Twitch Flags Let’s Play Of ‘Project Zomboid’ Over Copyright Of Police Siren

We have long lamented how the current method for many streaming platforms to enforce copyright laws, be they via automated systems like ContentID at YouTube or DMCA reporting platforms, is wide open for fraud, abuse, and mistakes. There are a huge swath of posts just on ContentID you can go check out if you're not aware of how completely borked this all is, but you can also look at specific examples such as a video getting flagged for infringement due to birds singing in the background. It's a full on mess and it doesn't appear to be getting any better.
But YouTube is certainly not the only platform that experiences hellacious copyright enforcement SNAFUs. Twitch has also had a rough go of it over the past few years, much of that due to the platform's own poor communication and implementation of copyright enforcement. But those more global issues aside, Twitch also still suffers from the more banal examples of this sort of thing. A recent example of that would be a Twitch stream of a let's play for the video game Project Zomboid getting flagged for copyright infringement due to a police siren sound that is featured in the game.
The issue was first raised by Menos Trece, who has over a million subscribers on Twitch and over two million on YouTube. After streaming Project Zomboid gameplay to tens of thousands of viewers, Twitch informed him that he had broadcasted copyright-infringing audio.
As it turns out, there was no problem with copyrighted music. Instead, a police or ambulance siren sound effect used in the Project Zomboid game was the culprit. This sound was claimed by an entity named Dr. Sound Effects," who apparently own the rights to a police car siren.

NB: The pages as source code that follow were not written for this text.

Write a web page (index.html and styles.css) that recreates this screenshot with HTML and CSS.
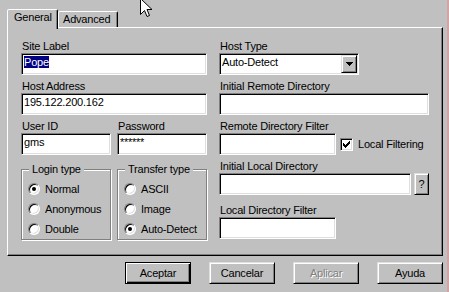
FILE: index.html
```html
<!DOCTYPE html>
<html>
<head>
<meta charset="utf-8">
<link rel="stylesheet" href="styles.css">
</head>
<body>
<div class="dlg">
  <svg class="cursor" width="13" height="20" viewBox="0 0 13 20">
    <path d="M0.5 0.5 L0.5 16.5 L4.5 12.5 L7 18.5 L9.5 17.5 L7 11.5 L12 11.5 Z" fill="#fff" stroke="#000" stroke-width="1" stroke-linejoin="miter"/>
  </svg>
  <div class="tabs">
    <div class="tab tab-sel">General</div>
    <div class="tab tab-adv">Advanced</div>
  </div>
  <div class="panel">
    <div class="col">
      <div class="row">
        <div class="label">Site Label</div>
        <div class="field"><span class="hl">Pope</span></div>
      </div>
      <div class="row">
        <div class="label">Host Address</div>
        <div class="field">195.122.200.162</div>
      </div>
      <div class="row pair">
        <div class="sub">
          <div class="label">User ID</div>
          <div class="field">gms</div>
        </div>
        <div class="sub">
          <div class="label">Password</div>
          <div class="field pw">******</div>
        </div>
      </div>
      <div class="pair groups">
        <div class="group">
          <div class="legend">Login type</div>
          <div class="opt"><span class="radio on"></span>Normal</div>
          <div class="opt"><span class="radio"></span>Anonymous</div>
          <div class="opt"><span class="radio"></span>Double</div>
        </div>
        <div class="group">
          <div class="legend">Transfer type</div>
          <div class="opt"><span class="radio"></span>ASCII</div>
          <div class="opt"><span class="radio"></span>Image</div>
          <div class="opt"><span class="radio on"></span>Auto-Detect</div>
        </div>
      </div>
    </div>
    <div class="col">
      <div class="row">
        <div class="label">Host Type</div>
        <div class="field select w-select">
          <span>Auto-Detect</span>
          <span class="drop raised">
            <svg width="7" height="4" viewBox="0 0 7 4" shape-rendering="crispEdges"><path d="M0 0h7v1H0z M1 1h5v1H1z M2 2h3v1H2z M3 3h1v1H3z" fill="#000"/></svg>
          </span>
        </div>
      </div>
      <div class="row">
        <div class="label">Initial Remote Directory</div>
        <div class="field w-full"></div>
      </div>
      <div class="row">
        <div class="label">Remote Directory Filter</div>
        <div class="inline">
          <div class="field w-short"></div>
          <span class="check">
            <svg width="7" height="7" viewBox="0 0 7 7" shape-rendering="crispEdges"><path d="M6 0h1v3H6z M5 1h1v3H5z M4 2h1v3H4z M0 2h1v3H0z M1 3h1v3H1z M3 3h1v3H3z M2 4h1v3H2z" fill="#000"/></svg>
          </span>
          <span class="check-label">Local Filtering</span>
        </div>
      </div>
      <div class="row">
        <div class="label">Initial Local Directory</div>
        <div class="inline">
          <div class="field w-local"></div>
          <span class="qbtn raised">?</span>
        </div>
      </div>
      <div class="row row-last">
        <div class="label">Local Directory Filter</div>
        <div class="field w-short"></div>
      </div>
    </div>
  </div>
  <div class="buttons">
    <div class="btn btn-default">Aceptar</div>
    <div class="btn raised">Cancelar</div>
    <div class="btn raised disabled">Aplicar</div>
    <div class="btn raised">Ayuda</div>
  </div>
</div>
</body>
</html>
```

FILE: styles.css
```css
* { box-sizing: border-box; }

body {
  margin: 0;
  background: #c0c0c0;
  font-family: "Liberation Sans", Arial, sans-serif;
  font-size: 11px;
  letter-spacing: -0.2px;
  color: #000;
}

.dlg {
  position: relative;
  width: 449px;
  height: 292px;
  border-right: 2px solid #d4a3a3;
  overflow: hidden;
}

.cursor {
  position: absolute;
  left: 140px;
  top: -2px;
  z-index: 5;
}

.tabs {
  display: flex;
  align-items: flex-end;
  height: 27px;
  padding-left: 7px;
}

.tab {
  height: 16px;
  border: 1px solid;
  border-bottom: none;
  border-color: #fff #000 transparent #fff;
  border-radius: 2px 2px 0 0;
  box-shadow: inset -1px 0 #808080;
  line-height: 14px;
  background: #c0c0c0;
}

.tab-sel {
  width: 51px;
  height: 20px;
  padding-left: 6px;
  margin-bottom: -2px;
  position: relative;
  z-index: 1;
}

.tab-adv {
  width: 60px;
  padding-left: 4px;
}

.panel {
  width: 436px;
  height: 229px;
  margin-left: 7px;
  border: 1px solid;
  border-color: #fff #000 #000 #fff;
  box-shadow: inset -1px -1px #808080;
  padding: 12px 0 0 13px;
  display: grid;
  grid-template-columns: 186px 210px;
  column-gap: 12px;
  align-items: start;
}

.col {
  display: flex;
  flex-direction: column;
}

.col > * + * { margin-top: 5px; }
.col > .groups { margin-top: 14px; }
.col > .row-last { margin-top: 9px; }

.label {
  height: 13px;
  line-height: 13px;
  padding-left: 1px;
  white-space: nowrap;
}

.field {
  height: 22px;
  background: #fff;
  border: 1px solid;
  border-color: #808080 #fff #fff #808080;
  box-shadow: inset 1px 1px #000, inset -1px -1px #dfdfdf;
  padding: 1px 1px 1px 2px;
  line-height: 15px;
  white-space: nowrap;
  overflow: hidden;
}

.hl {
  background: #000080;
  color: #fff;
}

.pw { letter-spacing: -0.3px; }

.pair {
  display: grid;
  grid-template-columns: 90px 90px;
  column-gap: 6px;
}

.group {
  height: 71px;
  border: 1px solid #808080;
  box-shadow: inset 1px 1px #fff, 1px 1px #fff;
  padding-left: 6px;
}

.legend {
  width: fit-content;
  height: 13px;
  line-height: 13px;
  margin: -7px 0 0 1px;
  padding: 0 3px;
  background: #c0c0c0;
}

.opt {
  height: 20px;
  display: flex;
  align-items: center;
  gap: 5px;
  white-space: nowrap;
}

.legend + .opt { margin-top: 3px; }

.radio {
  width: 12px;
  height: 12px;
  flex: none;
  border-radius: 50%;
  background: #fff;
  border: 1px solid;
  border-color: #808080 #fff #fff #808080;
  box-shadow: inset 1px 1px #000, inset -1px -1px #dfdfdf;
  display: grid;
  place-items: center;
}

.radio.on::after {
  content: "";
  width: 4px;
  height: 4px;
  border-radius: 50%;
  background: #000;
}

.select {
  display: flex;
  justify-content: space-between;
  align-items: flex-start;
  padding-right: 1px;
}

.w-select { width: 140px; }
.w-full { width: 210px; }
.w-short { width: 117px; }
.w-local { width: 192px; }

.raised {
  background: #c0c0c0;
  border: 1px solid;
  border-color: #dfdfdf #000 #000 #dfdfdf;
  box-shadow: inset 1px 1px #fff, inset -1px -1px #808080;
}

.drop {
  width: 16px;
  height: 18px;
  display: grid;
  place-items: center;
}

.inline {
  display: flex;
  align-items: center;
}

.check {
  width: 13px;
  height: 13px;
  margin-left: 4px;
  background: #fff;
  border: 1px solid;
  border-color: #808080 #fff #fff #808080;
  box-shadow: inset 1px 1px #000, inset -1px -1px #dfdfdf;
  display: grid;
  place-items: center;
}

.check-label {
  margin-left: 5px;
  white-space: nowrap;
}

.qbtn {
  width: 15px;
  height: 22px;
  margin-left: 3px;
  line-height: 20px;
  text-align: center;
}

.buttons {
  display: flex;
  gap: 18px;
  margin-top: 6px;
  padding-left: 125px;
}

.btn {
  width: 66px;
  height: 22px;
  line-height: 20px;
  text-align: center;
}

.btn-default {
  border: 1px solid #000;
  box-shadow: inset 1px 1px #fff, inset -1px -1px #000, inset -2px -2px #808080;
}

.disabled {
  color: #808080;
  text-shadow: 1px 1px #fff;
}
```
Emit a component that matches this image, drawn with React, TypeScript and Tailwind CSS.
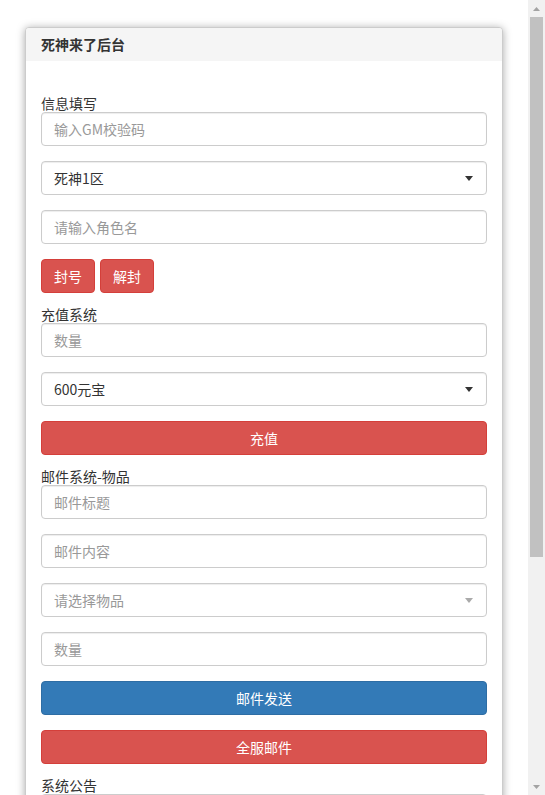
import React from "react";

const font = { fontFamily: '"Noto Sans CJK SC", "Liberation Sans", sans-serif' };

function Field({ placeholder }: { placeholder: string }) {
  return (
    <input
      className="block h-[34px] w-full rounded-[4px] border border-[#ccc] bg-white px-[12px] text-[14px] text-[#555] shadow-[inset_0_1px_1px_rgba(0,0,0,0.075)] outline-none placeholder:text-[#999]"
      placeholder={placeholder}
    />
  );
}

function Select({ value, muted }: { value: string; muted?: boolean }) {
  return (
    <div className="relative">
      <select
        className={`block h-[34px] w-full appearance-none rounded-[4px] border border-[#ccc] bg-white px-[12px] text-[14px] shadow-[inset_0_1px_1px_rgba(0,0,0,0.075)] outline-none ${
          muted ? "text-[#999]" : "text-[#333]"
        }`}
        defaultValue={value}
      >
        <option value={value}>{value}</option>
      </select>
      <svg
        className="pointer-events-none absolute right-[14px] top-[15px]"
        width="8"
        height="5"
        viewBox="0 0 8 5"
      >
        <path d="M0 0H8L4 5Z" fill={muted ? "#aaa" : "#333"} />
      </svg>
    </div>
  );
}

function Btn({ children, color, full }: { children: React.ReactNode; color: "red" | "blue"; full?: boolean }) {
  const c =
    color === "red"
      ? "bg-[#d9534f] border-[#d43f3a]"
      : "bg-[#337ab7] border-[#2e6da4]";
  return (
    <button
      className={`h-[34px] rounded-[4px] border px-[12px] text-[14px] text-white ${c} ${full ? "block w-full" : ""}`}
    >
      {children}
    </button>
  );
}

function Label({ children, className = "" }: { children: React.ReactNode; className?: string }) {
  return <label className={`block h-[18px] text-[14px] leading-[18px] text-[#333] ${className}`}>{children}</label>;
}

// classic scrollbar look, drawn as a column next to the page
function ScrollBar() {
  return (
    <div className="flex w-[17px] shrink-0 flex-col bg-[#f1f1f1]">
      <div className="flex h-[17px] items-center justify-center">
        <svg width="7" height="4" viewBox="0 0 7 4">
          <path d="M0 4H7L3.5 0Z" fill="#a3a3a3" />
        </svg>
      </div>
      <div className="mx-[2px] h-[540px] bg-[#c1c1c1]" />
      <div className="flex-1" />
      <div className="flex h-[17px] items-center justify-center">
        <svg width="7" height="4" viewBox="0 0 7 4">
          <path d="M0 0H7L3.5 4Z" fill="#a3a3a3" />
        </svg>
      </div>
    </div>
  );
}

export default function App() {
  return (
    <div className="flex h-screen bg-white" style={font}>
      <div className="flex-1 overflow-y-auto [scrollbar-width:none]">
        <div className="px-[25px] pt-[27px] pb-[30px]">
          <div className="rounded-[4px] border border-[#ccc] bg-white shadow-[0_1px_8px_rgba(0,0,0,0.35)]">
            <div className="flex h-[33px] items-center rounded-t-[3px] bg-[#f5f5f5] px-[15px] text-[14px] font-bold text-[#333]">
              死神来了后台
            </div>
            <div className="px-[15px] pt-[33px] pb-[15px]">
              {/* 信息填写 */}
              <Label>信息填写</Label>
              <div className="flex flex-col gap-[15px]">
                <Field placeholder="输入GM校验码" />
                <Select value="死神1区" />
                <Field placeholder="请输入角色名" />
                <div className="flex gap-[5px]">
                  <Btn color="red">封号</Btn>
                  <Btn color="red">解封</Btn>
                </div>
              </div>

              {/* 充值系统 */}
              <Label className="mt-[12px]">充值系统</Label>
              <div className="flex flex-col gap-[15px]">
                <Field placeholder="数量" />
                <Select value="600元宝" />
                <Btn color="red" full>
                  充值
                </Btn>
              </div>

              {/* 邮件系统 */}
              <Label className="mt-[12px]">邮件系统-物品</Label>
              <div className="flex flex-col gap-[15px]">
                <Field placeholder="邮件标题" />
                <Field placeholder="邮件内容" />
                <Select value="请选择物品" muted />
                <Field placeholder="数量" />
                <Btn color="blue" full>
                  邮件发送
                </Btn>
                <Btn color="red" full>
                  全服邮件
                </Btn>
              </div>

              {/* 系统公告 */}
              <Label className="mt-[12px]">系统公告</Label>
              <div className="flex flex-col gap-[15px]">
                <Field placeholder="公告内容" />
                <Btn color="blue" full>
                  发送公告
                </Btn>
              </div>
            </div>
          </div>
        </div>
      </div>
      <ScrollBar />
    </div>
  );
}
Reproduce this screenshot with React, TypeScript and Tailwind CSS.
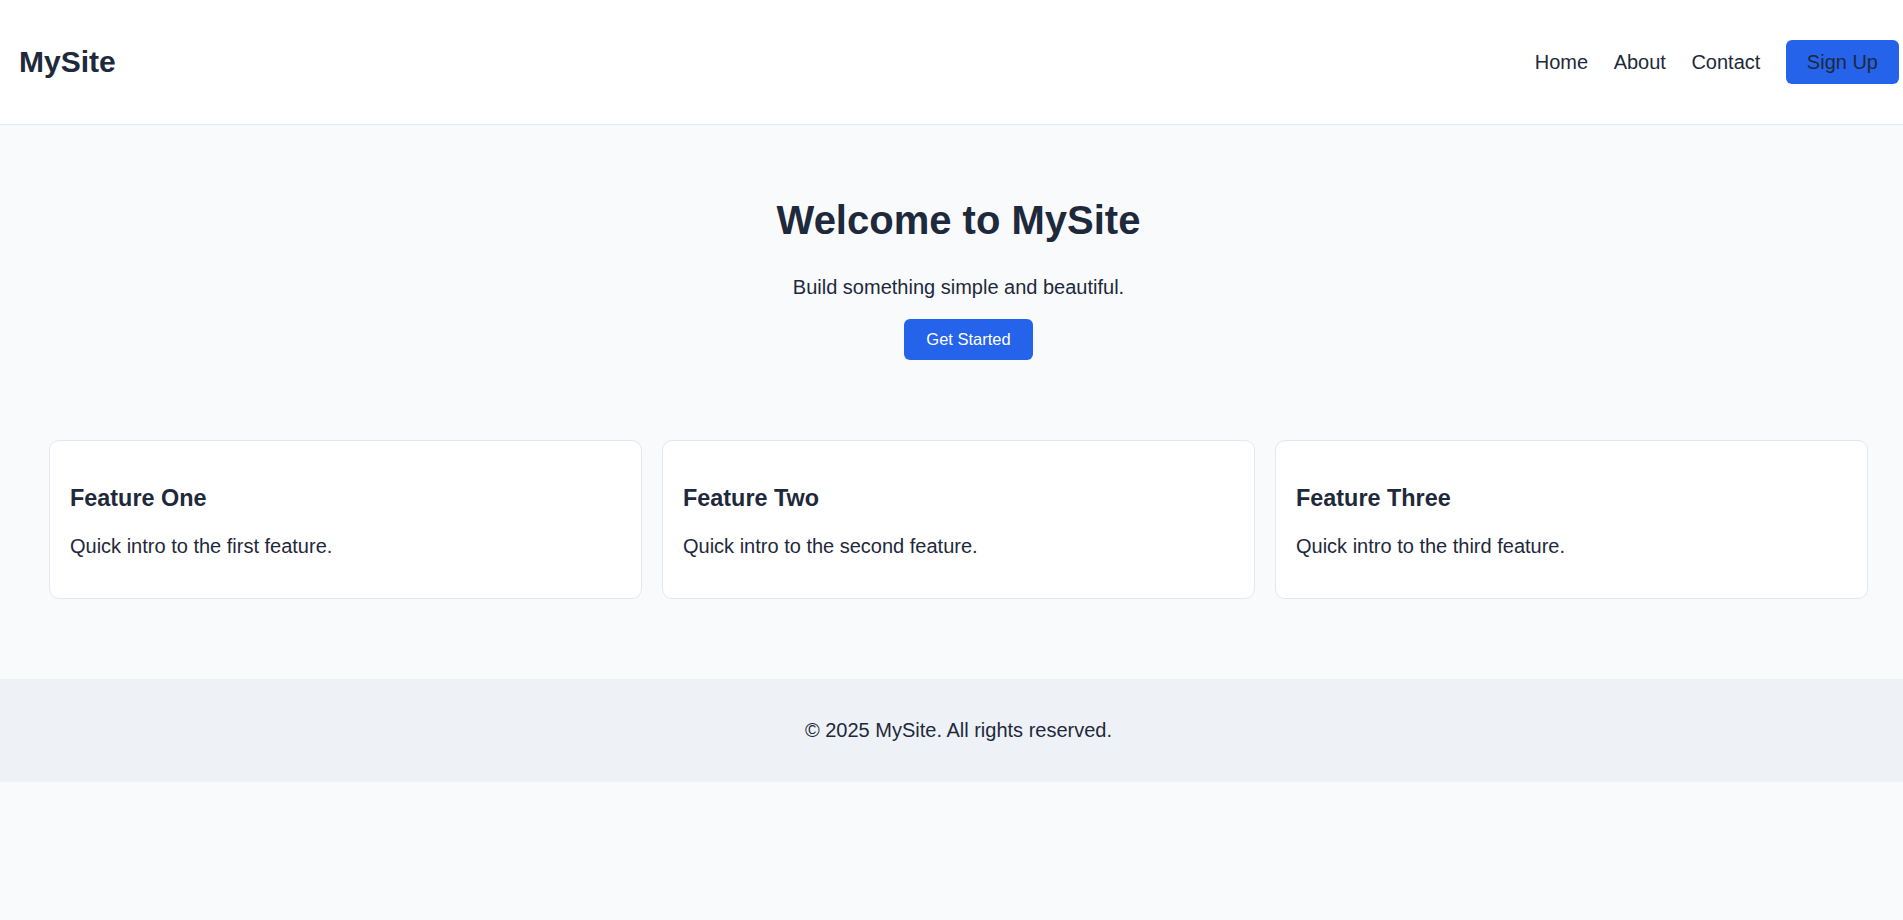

As a result, portions of the stream were muted. The developers of the game, The Indie Stone, eventually chimed in, claiming that the copyright claim was utter bullshit. The company quickly theorized that some troll out there looking to create chaos entered in the sound of a siren as a copyrighted sound and predicted this would create similar problems with let's-plays for other games. Regardless, the developer owns the rights to the sound in its game.
And on top of that, disputing this with Twitch would require all kinds of information a streamer might now want to divulge.
Menos Trece can still appeal the false claim as well, but that means sharing all sorts of private details with the streaming platform. In addition, it may open the door to a lawsuit in the US.
To make a simple dispute, Twitch asks you for ALL your personal data and threatens' that you could go to court in the USA," the popular gamer comments on Twitter.
And who would want to risk that over the sound of a siren in a let's-play? Very few people. Except that kind of sucks, doesn't it? Some jackass out there gets to create problems for streamers streaming a game where the developer has no problem with the stream, but it gets screwed with because of said jackass?